What is ’cultural anthropology’? I’d ask my flatmate who does arch.&anth. but she’s asleep because the sun’s up...all I know about anthropology is the sort that sends people off to go patronise some natives without ever quite learning all the nuances of their language to ask rather than observe, then buggering off back to the white western world to write papers on it... [stays well clear, as you can probably tell]

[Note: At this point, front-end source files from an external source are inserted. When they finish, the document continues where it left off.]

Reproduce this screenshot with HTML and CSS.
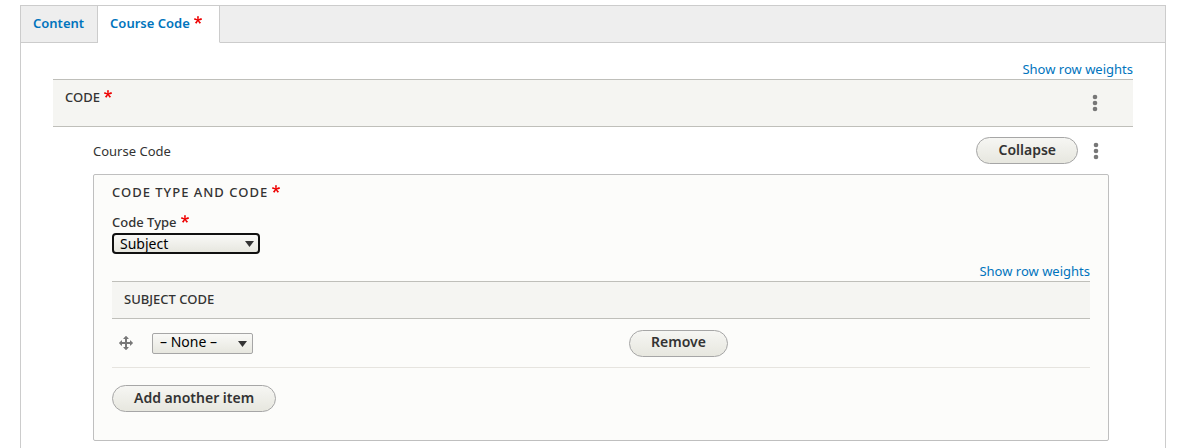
FILE: index.html
```html
<!DOCTYPE html>
<html lang="en">
<head>
  <meta charset="UTF-8">
  <meta name="viewport" content="width=device-width, initial-scale=1">
  <title>Course Code</title>
  <link rel="stylesheet" href="styles.css">
</head>
<body>
  <!-- Shared icons -->
  <svg class="sprite" aria-hidden="true">
    <symbol id="required" viewBox="0 0 16 16">
      <path d="M0,7.562l1.114-3.438c2.565,0.906,4.43,1.688,5.59,2.35C6.398,3.553,6.237,1.544,6.22,0.447h3.511c-0.05,1.597-0.234,3.6-0.558,6.003c1.664-0.838,3.566-1.613,5.714-2.325L16,7.562c-2.05,0.678-4.06,1.131-6.028,1.356c0.984,0.856,2.372,2.381,4.166,4.575l-2.906,2.059c-0.935-1.274-2.041-3.009-3.316-5.206c-1.194,2.275-2.244,4.013-3.147,5.206l-2.856-2.059c1.872-2.307,3.211-3.832,4.017-4.575C3.849,8.516,1.897,8.062,0,7.562"/>
    </symbol>
    <symbol id="dots" viewBox="0 0 6 18">
      <circle cx="3" cy="3" r="2.3"/>
      <circle cx="3" cy="9" r="2.3"/>
      <circle cx="3" cy="15" r="2.3"/>
    </symbol>
  </svg>

  <main class="tabs-wrapper">
    <nav class="tabs">
      <a class="tab" href="#content">Content</a>
      <a class="tab active" href="#course-code">Course Code<svg class="required"><use href="#required"/></svg></a>
    </nav>

    <div class="pane" id="course-code">
      <div class="toggle"><a href="#weights">Show row weights</a></div>
      <table class="paragraphs">
        <thead>
          <tr>
            <th>
              <div class="head-row">
                <span>CODE<svg class="required"><use href="#required"/></svg></span>
                <button type="button" class="more" aria-label="More actions"><svg><use href="#dots"/></svg></button>
              </div>
            </th>
          </tr>
        </thead>
        <tbody>
          <tr>
            <td>
              <div class="paragraph-top">
                <span class="paragraph-title">Course Code</span>
                <button type="button" class="button">Collapse</button>
                <button type="button" class="more" aria-label="More actions"><svg><use href="#dots"/></svg></button>
              </div>

              <section class="fieldset">
                <h2 class="legend">CODE TYPE AND CODE<svg class="required"><use href="#required"/></svg></h2>

                <label class="label" for="code-type">Code Type<svg class="required"><use href="#required"/></svg></label>
                <select class="select focused" id="code-type">
                  <option>Subject</option>
                </select>

                <div class="toggle"><a href="#subject-weights">Show row weights</a></div>
                <table class="subjects">
                  <thead>
                    <tr>
                      <th colspan="3">SUBJECT CODE</th>
                    </tr>
                  </thead>
                  <tbody>
                    <tr>
                      <td class="handle">
                        <a href="#drag" aria-label="Drag to re-order"><svg viewBox="0 0 16 16"><path d="M14.904 7.753l-2.373-2.372c-.291-.292-.529-.193-.529.22v1.399h-3v-3h1.398c.414 0 .512-.239.221-.53l-2.371-2.372c-.137-.136-.36-.136-.497 0l-2.372 2.372c-.292.292-.193.53.22.53h1.399v3h-3v-1.369c0-.413-.239-.511-.53-.22l-2.372 2.372c-.136.136-.136.359 0 .494l2.372 2.372c.291.292.53.192.53-.219v-1.43h3v3h-1.4c-.413 0-.511.238-.22.529l2.374 2.373c.137.137.36.137.495 0l2.373-2.373c.29-.291.19-.529-.222-.529h-1.398v-3h3v1.4c0 .412.238.511.529.219l2.373-2.371c.137-.137.137-.359 0-.495z"/></svg></a>
                      </td>
                      <td class="value">
                        <select class="select small" aria-label="Subject Code">
                          <option>– None –</option>
                        </select>
                      </td>
                      <td><button type="button" class="button">Remove</button></td>
                    </tr>
                  </tbody>
                </table>
                <button type="button" class="button">Add another item</button>
              </section>
            </td>
          </tr>
        </tbody>
      </table>
    </div>
  </main>
</body>
</html>
```

FILE: styles.css
```css
* {
  box-sizing: border-box;
}

body {
  margin: 0;
  padding: 5px 15px 0 20px;
  background: #fff;
  color: #333;
  font-family: "Lucida Grande", "Noto Sans", "Open Sans", sans-serif;
  font-size: 13px;
  line-height: 20px;
}

a {
  color: #0074bd;
  text-decoration: none;
}

a:hover {
  text-decoration: underline;
}

.sprite {
  position: absolute;
  width: 0;
  height: 0;
}

.required {
  width: 8px;
  height: 8px;
  margin-left: 4px;
  vertical-align: 4px;
  fill: #e00;
}

/* Tabs */
.tabs-wrapper {
  border: 1px solid #ccc;
  border-bottom: 0;
  min-height: calc(100vh - 5px);
}

.tabs {
  display: flex;
  height: 37px;
  background: #eee;
  box-shadow: inset 0 -1px #ccc;
}

.tab {
  padding: 7px 13px 7px 12px;
  border-right: 1px solid #ccc;
  border-bottom: 1px solid #ccc;
  font-weight: 600;
}

.tab.active {
  padding-right: 17px;
  background: #fff;
  border-bottom-color: #fff;
}

.pane {
  padding: 16px 32px;
}

.toggle {
  text-align: right;
}

/* Tables */
table {
  width: 100%;
  border-collapse: collapse;
}

th {
  padding: 0 12px;
  background: #f5f5f2;
  border-top: 1px solid #bfbfba;
  border-bottom: 1px solid #bfbfba;
  font-weight: 500;
  text-align: left;
}

td {
  padding: 0;
}

.head-row {
  display: flex;
  justify-content: space-between;
  height: 46px;
  padding: 7px 23px 0 0;
}

.head-row .more {
  margin-top: 7px;
}

.paragraphs > tbody > tr > td {
  padding: 10px 24px 0 40px;
}

.paragraph-top {
  display: flex;
  align-items: center;
  gap: 15px;
  padding-right: 10px;
  margin-bottom: 10px;
}

.paragraph-title {
  flex: 1;
}

.more {
  display: flex;
  width: 6px;
  height: 18px;
  padding: 0;
  border: 0;
  background: none;
  cursor: pointer;
}

.more svg {
  width: 6px;
  height: 18px;
  fill: #777;
}

/* Fieldset */
.fieldset {
  padding: 7px 18px 28px;
  background: #fcfcfa;
  border: 1px solid #bfbfbf;
  border-radius: 2px;
}

.legend {
  margin: 0 0 10px;
  font-size: 13px;
  font-weight: 500;
  letter-spacing: 1px;
}

.label {
  display: block;
  margin-bottom: 1px;
  font-weight: 500;
}

.subjects {
  margin-bottom: 17px;
}

.subjects th {
  height: 37px;
  padding-bottom: 2px;
}

.subjects td {
  height: 49px;
  border-bottom: 1px solid #e6e4df;
}

.subjects .handle {
  width: 40px;
  padding-left: 6px;
}

.subjects .value {
  width: 477px;
}

.handle svg {
  display: block;
  width: 16px;
  height: 16px;
  fill: #787878;
}

/* Controls */
.button {
  height: 27px;
  padding: 0 21px 2px;
  border: 1px solid #a6a6a6;
  border-radius: 20px;
  background: linear-gradient(#f6f6f3, #e7e7df);
  color: #333;
  font-family: inherit;
  font-size: 14px;
  font-weight: 600;
  line-height: 20px;
  cursor: pointer;
}

.select {
  display: block;
  width: 148px;
  height: 21px;
  padding: 0 24px 2px 7px;
  appearance: none;
  border: 1px solid #a6a6a6;
  border-radius: 2px;
  background: url("data:image/svg+xml,%3Csvg xmlns='http://www.w3.org/2000/svg' width='9' height='6'%3E%3Cpath d='M0 0h9L4.5 6z' fill='%23333'/%3E%3C/svg%3E") no-repeat right 5px top 7px, linear-gradient(#f9f9f7, #e7e7df);
  color: #000;
  font-family: inherit;
  font-size: 14px;
  line-height: 16px;
}

.select.focused {
  padding: 0 24px 0 6px;
  border: 2px solid #101010;
  border-radius: 4px;
  margin-bottom: 7px;
  background-position: right 4px top 6px, 0 0;
}

.select.small {
  width: 101px;
}
```
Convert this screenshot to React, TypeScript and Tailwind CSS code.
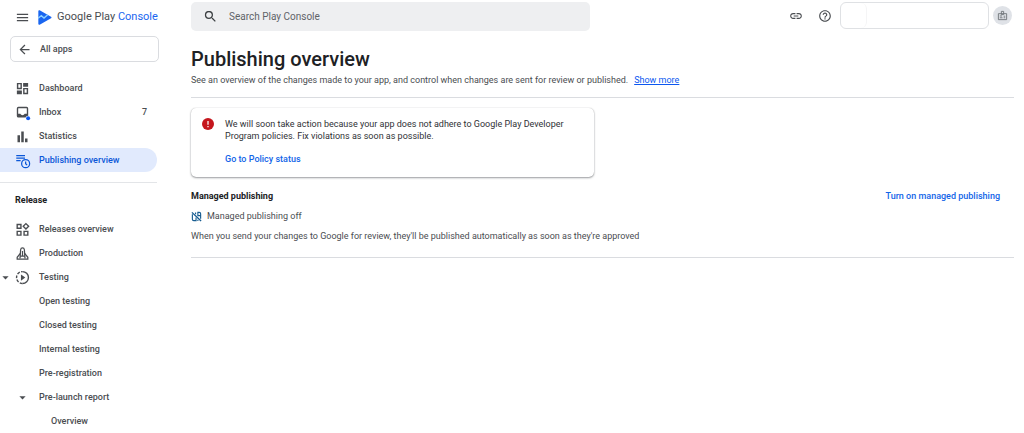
import type { ReactNode } from "react";
import {
  MdArrowBack,
  MdArrowDropDown,
  MdHelpOutline,
  MdLink,
  MdMenu,
  MdSearch,
} from "react-icons/md";

const DashboardIcon = () => (
  <svg viewBox="0 0 24 24" className="size-[15px]" fill="currentColor">
    <path
      fillRule="evenodd"
      d="M3 3h8v10H3zM5.300 5.300v5.400h3.400V5.300zM13 11h8v10h-8zM15.300 13.300v5.400h3.400v-5.400z"
    />
    <path d="M13 3h8v6h-8zM3 15h8v6H3z" />
  </svg>
);

const InboxIcon = () => (
  <svg viewBox="0 0 24 24" className="size-[15px] overflow-visible">
    <rect x="4" y="4" width="16" height="15" rx="1.5" fill="none" stroke="currentColor" strokeWidth="2.2" />
    <path d="M4 14h4.5c.7 1.5 2 2.3 3.5 2.3s2.8-.8 3.500-2.3H20v5H4z" fill="currentColor" />
    <circle cx="21" cy="21" r="4" fill="#fff" />
    <circle cx="21" cy="21" r="3.2" fill="#0b57f0" />
  </svg>
);

const StatisticsIcon = () => (
  <svg viewBox="0 0 24 24" className="size-[15px]" fill="currentColor">
    <path d="M4 10h4v11H4zM10 4h4v17h-4zM16 15h4v6h-4z" />
  </svg>
);

const PublishingIcon = () => (
  <svg viewBox="0 0 24 24" className="size-[15px] overflow-visible" fill="none" stroke="currentColor" strokeWidth="2">
    <path d="M2 4h14M2 8h14M2 12h7" />
    <circle cx="17" cy="17" r="6.4" />
    <path d="M17 13.5V17l2.4 2.4" />
  </svg>
);

const ReleasesIcon = () => (
  <svg viewBox="0 0 24 24" className="size-[15px]" fill="none" stroke="currentColor" strokeWidth="2.200">
    <path d="M3.500 4h6v6h-6zM3.500 15h6v6h-6zM14.500 15h6v6h-6zM17.500 2.600l4.300 4.300-4.300 4.300-4.300-4.300z" />
  </svg>
);

const ProductionIcon = () => (
  <svg viewBox="0 0 24 24" className="size-[15px]" fill="none" stroke="currentColor" strokeWidth="2">
    <path d="M8 20 9 6c.3-2 1.500-3 3-3s2.700 1 3 3l1 14" />
    <path d="M8.500 12 3.500 18v3h17v-3l-5-6M12 8v8M8.200 16h7.600" />
  </svg>
);

const TestingIcon = () => (
  <svg viewBox="0 0 24 24" className="size-[15px]" fill="none" stroke="currentColor" strokeWidth="2.200">
    <path d="M12 2.500a9.500 9.500 0 0 1 0 19" />
    <path d="M12 21.500a9.500 9.500 0 0 1 0-19" strokeDasharray="4.500 2.200" />
    <path d="M9.500 7v10l7-5z" fill="currentColor" stroke="none" />
  </svg>
);

const PlayLogo = () => (
  <svg viewBox="0 0 42 45" className="h-[15px] w-[14px]">
    <path d="M1 3c0-2 2-3 4-2l34 19c2 1 2 4 0 5L5 44c-2 1-4 0-4-2z" fill="#1a66f0" />
    <path d="M0 25l10-8 8 7 11-10" fill="none" stroke="#8fd3ff" strokeWidth="4" />
  </svg>
);

const SyncOffIcon = () => (
  <svg viewBox="0 0 24 24" className="size-[11px]" fill="none" stroke="#185d91" strokeWidth="2.500">
    <path d="M2 3l20 19" strokeWidth="3" />
    <path d="M3 7v11c0 1 1 3 3 3h5v-7M10 3v4M21 17V6c0-1-1-3-3-3h-3v7h5M15 19v3" />
  </svg>
);

const ErrorIcon = () => (
  <svg viewBox="0 0 24 24" className="size-3 shrink-0">
    <circle cx="12" cy="12" r="12" fill="#c5161d" />
    <path d="M12 6v7.500M12 16v2.500" stroke="#fff" strokeWidth="2.500" />
  </svg>
);

const BadgeIcon = () => (
  <svg viewBox="0 0 24 24" className="size-[11px]" fill="none" stroke="#70757a" strokeWidth="2">
    <path d="M3 8h18v13H3zM9.500 10V3h5v7zM6 17h6M6 13h5M14.500 13.500H18M14.500 17H18" />
  </svg>
);

type NavItem = {
  label: string;
  icon?: ReactNode;
  count?: number;
  active?: boolean;
  expanded?: boolean;
  nested?: boolean;
};

const mainItems: NavItem[] = [
  { label: "Dashboard", icon: <DashboardIcon /> },
  { label: "Inbox", icon: <InboxIcon />, count: 7 },
  { label: "Statistics", icon: <StatisticsIcon /> },
  { label: "Publishing overview", icon: <PublishingIcon />, active: true },
];

const releaseItems: NavItem[] = [
  { label: "Releases overview", icon: <ReleasesIcon /> },
  { label: "Production", icon: <ProductionIcon /> },
  { label: "Testing", icon: <TestingIcon />, expanded: true },
  { label: "Open testing" },
  { label: "Closed testing" },
  { label: "Internal testing" },
  { label: "Pre-registration" },
  { label: "Pre-launch report", expanded: true },
  { label: "Overview", nested: true },
];

function NavRow({ item }: { item: NavItem }) {
  const arrow = item.expanded && <MdArrowDropDown className="size-[15px] shrink-0" />;
  return (
    <li>
      <a
        href="#"
        aria-current={item.active ? "page" : undefined}
        className={`flex h-6 items-center rounded-r-full pr-2.5 ${
          item.active ? "bg-[#e1eafd] text-[#0b57d8]" : ""
        }`}
      >
        <span className="flex w-[15px] shrink-0 justify-center pr-1">
          {item.icon && arrow}
        </span>
        <span className="flex w-6 shrink-0">{item.icon ?? arrow}</span>
        <span className={item.nested ? "pl-3" : ""}>{item.label}</span>
        {item.count && <span className="ml-auto">{item.count}</span>}
      </a>
    </li>
  );
}

function Sidebar() {
  return (
    <aside className="w-[159px] shrink-0 text-[9px] font-medium text-[#4a4d51]">
      <div className="flex h-[34px] items-center pl-[15px]">
        <button type="button" aria-label="Menu">
          <MdMenu className="size-[15px]" />
        </button>
        <a
          href="#"
          className="flex items-center gap-[5px] pl-2 text-[11px] font-normal whitespace-nowrap text-[#4a4d51]"
        >
          <PlayLogo />
          <span>
            Google Play <span className="text-[#1a66f0]">Console</span>
          </span>
        </a>
      </div>
      <div className="pt-0.5 pl-2.5">
        <button
          type="button"
          className="flex h-[26px] w-full items-center gap-2 rounded-[5px] border border-[#dadce0] pl-1.5"
        >
          <MdArrowBack className="size-[15px]" />
          All apps
        </button>
      </div>
      <nav className="pt-[14px] pr-0.5">
        <ul>
          {mainItems.map((item) => (
            <NavRow key={item.label} item={item} />
          ))}
        </ul>
        <hr className="mt-2.5 border-[#e3e5e8]" />
        <h2 className="pt-3 pb-[11px] pl-[15px] leading-[11px] font-bold text-[#202124]">Release</h2>
        <ul>
          {releaseItems.map((item) => (
            <NavRow key={item.label} item={item} />
          ))}
        </ul>
      </nav>
    </aside>
  );
}

function TopBar() {
  return (
    <header className="flex items-start justify-between pt-0.5 pr-3">
      <label className="flex h-[29px] w-[399px] items-center gap-[11px] rounded-[5px] bg-[#eeeff1] pl-3 text-[#5f6368]">
        <MdSearch className="size-[15px] shrink-0 text-[#3c4043]" />
        <input
          type="search"
          aria-label="Search Play Console"
          placeholder="Search Play Console"
          className="w-full bg-transparent text-[10px] outline-none placeholder:text-[#5f6368]"
        />
      </label>
      <div className="flex items-center">
        <button type="button" aria-label="Copy link" className="mr-[15px]">
          <MdLink className="size-[14px] text-[#4a4d51]" />
        </button>
        <button type="button" aria-label="Help" className="mr-2">
          <MdHelpOutline className="size-[14px] text-[#4a4d51]" />
        </button>
        <button
          type="button"
          aria-label="Developer account"
          className="mr-1 h-[27px] w-[149px] rounded-[6px] border border-[#dfe1e4]"
        >
          <span className="block h-full w-[26px] rounded-[6px] border-r border-[#f5f5f6]" />
        </button>
        <button
          type="button"
          aria-label="Profile"
          className="flex size-[19px] items-center justify-center rounded-full bg-[#dfe2e7]"
        >
          <BadgeIcon />
        </button>
      </div>
    </header>
  );
}

export default function App() {
  return (
    <div className="flex bg-white font-['Roboto',sans-serif] text-[9px] leading-3 text-[#4a4d51]">
      <Sidebar />
      <div className="min-w-0 flex-1 pl-8">
        <TopBar />
        <main className="pr-2.5">
          <h1 className="pt-4 text-[20px] leading-6 font-medium text-[#202124]">
            Publishing overview
          </h1>
          <p className="pt-[3px]">
            See an overview of the changes made to your app, and control when changes are sent for
            review or published.
            <a href="#" className="ml-1.5 text-[#0b57f0] underline">
              Show more
            </a>
          </p>
          <hr className="mt-[11px] border-[#dadce0]" />

          <section className="mt-2.5 flex w-[403px] gap-[11px] rounded-[5px] px-[11px] pt-2.5 pb-3 shadow-[0_1px_2px_rgba(60,64,67,0.5),0_0_1px_rgba(60,64,67,0.3)]">
            <ErrorIcon />
            <div className="text-[#303236]">
              <p className="w-[340px]">
                We will soon take action because your app does not adhere to Google Play Developer
                Program policies. Fix violations as soon as possible.
              </p>
              <a href="#" className="mt-[11px] block font-medium text-[#1265e8]">
                Go to Policy status
              </a>
            </div>
          </section>

          <section className="pt-[13px]">
            <div className="flex items-center justify-between pr-[14px]">
              <h2 className="font-bold text-[#202124]">Managed publishing</h2>
              <button type="button" className="font-medium text-[#1265e8]">
                Turn on managed publishing
              </button>
            </div>
            <p className="flex items-center gap-[5px] pt-2">
              <SyncOffIcon />
              Managed publishing off
            </p>
            <p className="pt-2">
              When you send your changes to Google for review, they'll be published automatically as
              soon as they're approved
            </p>
            <hr className="mt-[15px] border-[#dadce0]" />
          </section>
        </main>
      </div>
    </div>
  );
}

:-) Harry David Frost replies: "He he I remember dobies from "The Dawling-Kindersley Library of Myths and Legends"; completely awesome creatures! Grrr Greeks! I can’t bear that Western philosophy has been blighted with Socrates’ essentialist rubbish! If only we’d read Gorgias, we’d be a good deal more enlightened and a god deal less likely to fall for the whole "Wow! That leader’s REALLY good at rhetoric- he must be from God/speak the truth/be a good chap generally". Also; Derrida’s idea of the interdependent binary? What’s the yin yang?! Thesis and antithesis containing a piece of one another in critical symbiosis? The Chinese just giggling away that it’s taken us three centuries...(which is incidentally the amount of time it’ll be until my ticket is processed; it’s 802). Fair play about cult. anth. Meant more ’folklorist’."
26 Feb 2008:-) Cecily ´SLWS´ Webster
Oh, human nature exists, it’s why we get patterns in history. It’s ideas that’re in flux...another pet peeve with fantasy is modern ideas thrown in without an in-world basis, like "childhood is sacred". That’s a pretty modern thing, witness ****ens’ heroes often packed off to the cruel factory floor age about ten, and that being socially normal...not a reason for a villan to say "look, I had an abused childhood, this explains my actions to the point where I’m not even guilty."
I suspect it’s just laziness leads to Destiny-heavy works, that and the bastard offspring of Tolkienian derivatives (bizzarrely selective - there’s hardly any Destiny in Tolkien, just stortelling-within-storytelling, but I suspect this is where the pretty, fading, feeble parodies of elves that you find in high/pulp fantasy come from too) and fantasy’s saga heritage (which is why the genre’s still largely stuck in the temperate-to-cold zones with white protagonists).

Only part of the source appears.